Validation is lightweight:
- Type coercion is ~1-2 microseconds per field
- Runs on the same thread as mapping (no async overhead)
- Per-mapper instance caches validators
- Minimal memory footprint (~100 bytes per table schema)
For large documents (100+ columns), validation adds <1% overhead.
Enable detailed logging to see all transformations:
# In logging config
RUST_LOG=changes_worker=debug # Shows all VALIDATION eventsLogs include:
- Field-level coercions (old → new values)
- Validation errors (which columns failed)

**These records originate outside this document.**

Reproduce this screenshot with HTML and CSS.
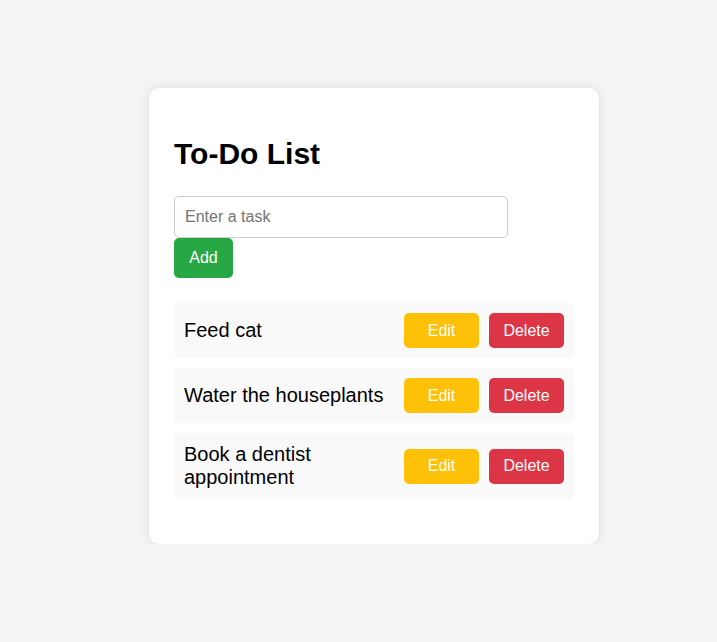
FILE: index.html
```html
<!DOCTYPE html>
<html lang="en">
<head>
<meta charset="utf-8">
<title>To-Do List</title>
<link rel="stylesheet" href="styles.css">
</head>
<body>
<div class="page">
  <div class="card">
    <h1 class="title">To-Do List</h1>
    <input class="task-input" type="text" placeholder="Enter a task">
    <button class="btn btn-add">Add</button>
    <ul class="list">
      <li class="item"><span class="item-text">Feed cat</span><button class="btn btn-edit">Edit</button><button class="btn btn-delete">Delete</button></li>
      <li class="item"><span class="item-text">Water the houseplants</span><button class="btn btn-edit">Edit</button><button class="btn btn-delete">Delete</button></li>
      <li class="item"><span class="item-text">Book a dentist appointment</span><button class="btn btn-edit">Edit</button><button class="btn btn-delete">Delete</button></li>
    </ul>
  </div>
</div>
</body>
</html>
```
FILE: styles.css
```css
html, body {
  margin: 0;
  padding: 0;
  background: #f4f4f4;
  font-family: "Liberation Sans", Arial, sans-serif;
}
.page {
  padding: 88px 0 0 149px;
}
.card {
  box-sizing: border-box;
  width: 450px;
  background: #fff;
  border-radius: 10px;
  box-shadow: 0 0 10px rgba(0, 0, 0, 0.1);
  padding: 25px 25px 25px;
}
.title {
  font-size: 30px;
  font-weight: bold;
  color: #000;
  margin: 24px 0 25px;
  line-height: normal;
}
.task-input {
  display: block;
  box-sizing: border-box;
  width: 334px;
  height: 42px;
  margin: 0;
  padding: 0 10px;
  font-family: inherit;
  font-size: 16px;
  border: 1px solid #ccc;
  border-radius: 5px;
  outline: none;
}
.task-input::placeholder {
  color: #757575;
}
.btn {
  font-family: inherit;
  font-size: 16px;
  color: #fff;
  border: none;
  border-radius: 5px;
  cursor: pointer;
  padding: 0;
}
.btn-add {
  display: block;
  width: 59px;
  height: 40px;
  background: #28a745;
}
.list {
  list-style: none;
  margin: 25px 0 20px;
  padding: 0;
}
.item {
  display: flex;
  align-items: center;
  background: #f9f9f9;
  border-radius: 5px;
  padding: 10px;
  margin-bottom: 10px;
  font-size: 20px;
  color: #000;
}
.item:last-child {
  margin-bottom: 0;
}
.item-text {
  flex: 1;
  min-width: 0;
}
.btn-edit, .btn-delete {
  width: 75px;
  height: 35px;
  margin-left: 10px;
  flex: none;
}
.btn-edit {
  background: #ffc107;
}
.btn-delete {
  background: #dc3545;
}
```
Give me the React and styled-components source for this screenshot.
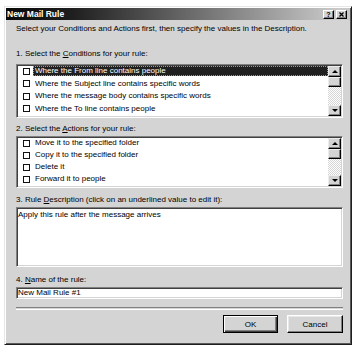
import React from 'react';
import styled, { createGlobalStyle, css } from 'styled-components';

const Global = createGlobalStyle`
  html, body { margin: 0; padding: 0; background: #fff; }
  body { font-family: "Liberation Sans", Arial, sans-serif; font-size: 8px; color: #000; }
`;

const Window = styled.div`
  box-sizing: border-box;
  width: 348px;
  margin: 6px 0 0 4px;
  padding: 1px;
  background: #d4d4d4;
  border: 1px solid;
  border-color: #e6e6e6 #1e1e1e #1e1e1e #e6e6e6;
  box-shadow: inset 1px 1px #fff, inset -1px -1px #5a5a5a;
  display: flex;
  flex-direction: column;
`;

const TitleBar = styled.div`
  height: 12px;
  display: flex;
  align-items: center;
  padding: 0 3px 0 1px;
  background: linear-gradient(to right, #0a0a0a 0%, #1c1c1c 18%, #c8c8c8 96%);
`;

const Title = styled.span`
  flex: 1;
  font-weight: bold;
  font-size: 8.5px;
  line-height: 12px;
  color: #fff;
  white-space: nowrap;
`;

const TitleButton = styled.div`
  box-sizing: border-box;
  width: 11px;
  height: 9px;
  background: #d4d4d4;
  border: 1px solid;
  border-color: #fff #000 #000 #fff;
  box-shadow: inset -1px -1px #808080;
  display: flex;
  align-items: center;
  justify-content: center;
  font-weight: bold;
  font-size: 7px;
  line-height: 7px;
  & + & { margin-left: 2px; }
`;

const Body = styled.div`
  display: flex;
  flex-direction: column;
  padding: 4px 7px 10px 10px;
`;

const Text = styled.div`
  height: 10px;
  line-height: 10px;
  white-space: nowrap;
  margin-top: ${p => p.$mt || 0}px;
`;

const Key = styled.span`
  text-decoration: underline;
`;

const Sunken = styled.div`
  box-sizing: border-box;
  height: ${p => p.$h}px;
  margin-top: ${p => p.$mt || 0}px;
  background: #fff;
  border: 1px solid;
  border-color: #808080 #fff #fff #808080;
  box-shadow: inset 1px 1px #404040, inset -1px -1px #d4d4d4;
  padding: 1px;
`;

const ListBox = styled(Sunken)`
  display: flex;
`;

const Items = styled.div`
  flex: 1;
  display: flex;
  flex-direction: column;
`;

const Row = styled.div`
  height: 12.5px;
  display: flex;
  align-items: flex-start;
`;

const Check = styled.span`
  box-sizing: border-box;
  width: 7px;
  height: 7px;
  margin: 1.5px 0 0 5px;
  border: 1px solid #111;
  background: #fff;
  flex: none;
`;

const ItemLabel = styled.span`
  flex: 1;
  margin-left: 3px;
  padding: 0 2px;
  height: 10px;
  line-height: 10px;
  white-space: nowrap;
  ${p => p.$selected && css`
    background: #202020;
    color: #fff;
    outline: 1px dotted #9a9a9a;
    outline-offset: -1px;
  `}
`;

const Scrollbar = styled.div`
  width: 13px;
  display: flex;
  flex-direction: column;
  background: repeating-conic-gradient(#fff 0% 25%, #d4d4d4 0% 50%) 0 0 / 2px 2px;
`;

const ScrollButton = styled.div`
  box-sizing: border-box;
  height: ${p => p.$h || 11}px;
  background: #d4d4d4;
  border: 1px solid;
  border-color: #ececec #000 #000 #ececec;
  box-shadow: inset -1px -1px #808080;
  display: flex;
  align-items: center;
  justify-content: center;
`;

const Track = styled.div`
  flex: 1;
`;

const Arrow = styled.span`
  width: 0;
  height: 0;
  border-left: 3px solid transparent;
  border-right: 3px solid transparent;
  ${p => p.$up
    ? css`border-bottom: 3px solid #000;`
    : css`border-top: 3px solid #000;`}
`;

const DescText = styled.div`
  padding: 1px 0 0 0;
  line-height: 10px;
  white-space: nowrap;
`;

const Input = styled(Sunken)`
  padding: 1px 0 0 1px;
  line-height: 8px;
  white-space: nowrap;
`;

const Separator = styled.div`
  margin-top: 8px;
  height: 1px;
  border-top: 1px solid #808080;
  border-bottom: 1px solid #fff;
`;

const ButtonRow = styled.div`
  display: flex;
  justify-content: flex-end;
  gap: 9px;
  margin-top: 5px;
`;

const Button = styled.button`
  box-sizing: border-box;
  width: ${p => p.$w}px;
  height: 18px;
  padding: 0;
  font: 8px "Liberation Sans", Arial, sans-serif;
  color: #000;
  background: #d4d4d4;
  border: 1px solid;
  border-color: #fff #000 #000 #fff;
  box-shadow: inset -1px -1px #808080, inset 1px 1px #e8e8e8;
  ${p => p.$default && css`
    border-color: #000;
    box-shadow: inset 1px 1px #fff, inset -1px -1px #404040, inset -2px -2px #808080;
  `}
`;

const conditions = [
  'Where the From line contains people',
  'Where the Subject line contains specific words',
  'Where the message body contains specific words',
  'Where the To line contains people',
];

const actions = [
  'Move it to the specified folder',
  'Copy it to the specified folder',
  'Delete it',
  'Forward it to people',
];

function List({ items, height, mt, selected }) {
  return (
    <ListBox $h={height} $mt={mt}>
      <Items>
        {items.map((t, i) => (
          <Row key={t}>
            <Check />
            <ItemLabel $selected={i === selected}>{t}</ItemLabel>
          </Row>
        ))}
      </Items>
      <Scrollbar>
        <ScrollButton><Arrow $up /></ScrollButton>
        <ScrollButton $h={10} />
        <Track />
        <ScrollButton><Arrow /></ScrollButton>
      </Scrollbar>
    </ListBox>
  );
}

export default function App() {
  return (
    <>
      <Global />
      <Window>
        <TitleBar>
          <Title>New Mail Rule</Title>
          <TitleButton>?</TitleButton>
          <TitleButton>
            <svg width="5" height="5" viewBox="0 0 5 5">
              <path d="M0.5 0.5 L4.5 4.5 M4.5 0.5 L0.5 4.5" stroke="#000" strokeWidth="1.3" />
            </svg>
          </TitleButton>
        </TitleBar>
        <Body>
          <Text>Select your Conditions and Actions first, then specify the values in the Description.</Text>
          <Text $mt={15}>1. Select the <Key>C</Key>onditions for your rule:</Text>
          <List items={conditions} height={54} mt={5} selected={0} />
          <Text $mt={6}>2. Select the <Key>A</Key>ctions for your rule:</Text>
          <List items={actions} height={52} mt={2} selected={-1} />
          <Text $mt={7}>3. Rule <Key>D</Key>escription (click on an underlined value to edit it):</Text>
          <Sunken $h={60} $mt={2}>
            <DescText>Apply this rule after the message arrives</DescText>
          </Sunken>
          <Text $mt={8}>4. <Key>N</Key>ame of the rule:</Text>
          <Input $h={12} $mt={2}>New Mail Rule #1</Input>
          <Separator />
          <ButtonRow>
            <Button $w={55} $default>OK</Button>
            <Button $w={56}>Cancel</Button>
          </ButtonRow>
        </Body>
      </Window>
    </>
  );
}
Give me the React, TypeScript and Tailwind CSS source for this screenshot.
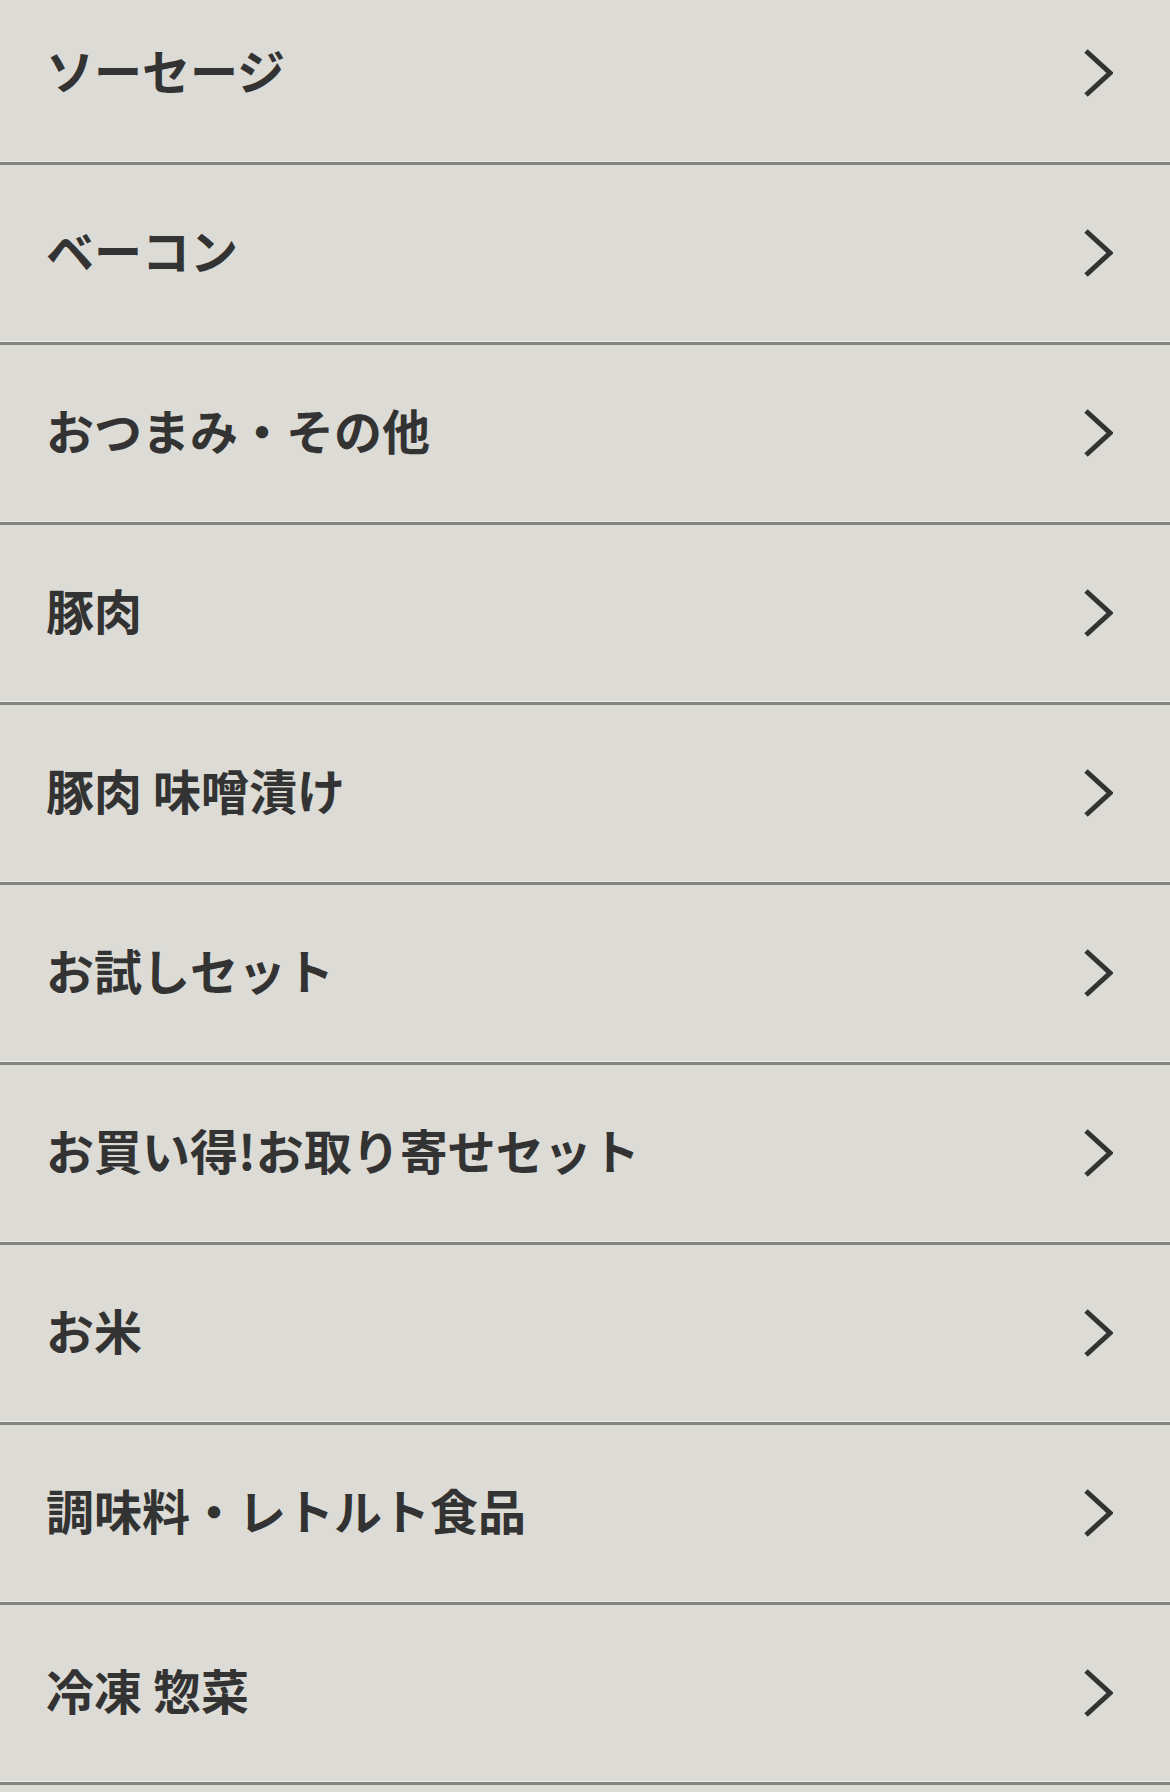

- Schema mismatches (strict mode rejections)
You can then:
- Alert on coercion count spikes
- Debug source system issues
- Audit which fields needed fixing
- Tune your mappings based on patterns
No new endpoints; validation config is part of RDBMS output settings:
# Get current validation config
GET /api/outputs_rdbms
# Update validation config
POST /api/outputs_rdbms/{id}
Content-Type: application/json
{
"validation": {
"enabled": true,
"strict": false,
"track_originals": true,
"dlq_on_error": true
}
}from schema.validator import SchemaValidator, ValidatorConfig
# Define schema
schema = {
"order_id": "INT",
"amount": "DECIMAL(10,2)",
}
validator = SchemaValidator("orders", schema)
# Validate & coerce a document
doc = {"order_id": "123", "amount": "99.99"}
result = validator.validate_and_coerce(doc)
print(result.valid) # True
print(result.coerced_doc) # {"order_id": 123, "amount": 99.99}
print(result.coercions) # {field: (old, new), ...}
print(result.errors) # {field: error_msg, ...}Q: Does validation slow down the pipeline?
A: No, it adds <1% overhead for typical documents.
Q: What if my schema changes?
A: Reload the mapping files (via REST API or file watch) and validators rebuild automatically.
Q: Can I see which docs were coerced?
A: Yes, enable debug logs and search for [VALIDATION] value coerced.
Q: What if a value can't be coerced?
A: It becomes NULL (unless strict mode rejects the whole document).
Q: Can I use this without schema mappings?
A: No, validation requires column type info from mappings.
Q: How do I disable validation for specific tables?
A: Omit that table from your schema mappings (it won't be validated).